Vogliamo che tutti, in particolare bambine e bambini, abbiano il diritto di vivere in una casa
accogliente e quello a un’alimentazione sana. Non possiamo accettare 3,6 milioni di bambini e ragazzi
in povertà su un totale di 9,2 milioni di minori. È povertà materiale ed è esclusione da diritti e opportunità
che mina anche ogni futura crescita. Sono urgenti un programma e una regia nazionale che ottimizzino i
fondi ordinari, quelli Ue della programmazione 2021-2027 e il PNRR, ispirandosi al principio della coprogettazione tra scuola, Enti locali e Terzo settore. Vogliamo dare priorità alla istituzionalizzazione e al
finanziamento dei patti educativi di comunità e delle équipe multidisciplinari (pedagogista, educatore,
psicologo) a sostegno della comunità educante, in accordo con i servizi psico-pedagogici territoriali di
prossimità.
Vogliamo un Paese per giovani, che restituisca loro speranza, sostegno e opportunità proprio nei
passaggi più importanti della vita: quelli che condizioneranno le loro scelte lavorative, affettive e familiari
e di fronte ai quali si trovano spesso soli e indietro. - Diritti e cittadinanza
Il terzo pilastro è quello dei diritti. Diritti nel vero senso della parola: come piena realizzazione delle
persone e come costruzione di una società realmente inclusiva. Diritti come percorsi di
emancipazione.
Noi crediamo che non esistano, che non debbano esistere storie o destini già scritti. Non vogliamo
che una donna debba rinunciare al proprio sviluppo professionale e personale alla nascita di una figlia o
un figlio. Non riteniamo che il futuro delle nuove generazioni debba continuare a dipendere dal luogo di
residenza. Rifiutiamo l’idea che ottenere la cittadinanza per chi è già Italiano a tutti gli effetti debba essere
un miraggio e l’autodeterminazione una chimera.
La costruzione di percorsi di vita pieni e appaganti, per tutte e tutti, è possibile soltanto se si ha accesso
a una scelta effettiva.
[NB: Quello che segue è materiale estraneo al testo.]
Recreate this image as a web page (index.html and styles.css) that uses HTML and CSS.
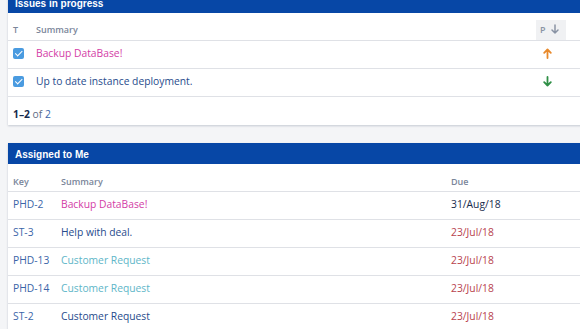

Se si dimostra che nessuna persona è condannata alla solitudine,
all’incomprensione o al dolore. Un impegno da portare avanti in un costante dialogo con tutte le realtà
della nostra società: col mondo cattolico e con le diverse comunità religiose presenti nel nostro Paese,
con il variegato panorama del terzo settore e con l’associazionismo laico, con i movimenti giovanili che
negli ultimi anni sono tornati a far sentire con particolare vigore la propria voce.
Compito dello Stato è non far sentire nessuna persona invisibile, creando anzi occasioni e costruendo
mondi dove possa esserci spazio sufficiente per le necessità, le libertà e le aspirazioni di tutte e di tutti.
Come il rispetto del diritto a essere sé stessi e il diritto a non essere ostacolati o discriminati. È da
questa consapevolezza che nasce la nostra ferma intenzione di affermare il pieno riconoscimento dei
diritti civili delle persone LGBTQI+ e di approvare una nuova legge sulla cittadinanza per le
bambine e i bambini che studiano in Italia, ponendo così fine alla lunga storia di discriminazioni
dolorose e fuori dal tempo.
Vogliamo approvare una legge sul fine vita, per permettere a tutte e tutti di decidere per sé. La brusca
interruzione della legislatura, a pochi mesi dal suo naturale completamento, ha impedito di portare a
termine una serie di proposte legislative su questi temi. Da lì ripartiremo, nei prossimi cinque anni.
Vogliamo proteggere il diritto delle persone a esprimersi liberamente in uno spazio digitale sicuro.
Vogliamo che sia garantita la trasparenza sui dati e sui contenuti intermediati dalle grandi piattaforme
online. Vogliamo garantire agli utenti dei servizi digitali, nel solco delle normative europee, una piena
cittadinanza digitale, un efficace controllo dei propri dati personali, insieme a un’efficace regolazione
contro gli abusi delle applicazioni dell’intelligenza artificiale, contro le interferenze delle strategie di
disinformazione, contro forme di tracciamento e di riconoscimento biometrico o l’uso di software di
sorveglianza.
Vogliamo investire nello sport e nella cultura come strumenti in grado di creare apertura, superamento
degli stereotipi di genere, benessere condiviso, nuovi spazi di socialità e nuove occasioni di realizzazione
personale. Vogliamo costruire una nuova cultura della legalità, che faccia della lotta alle mafie e alla
criminalità organizzata una priorità.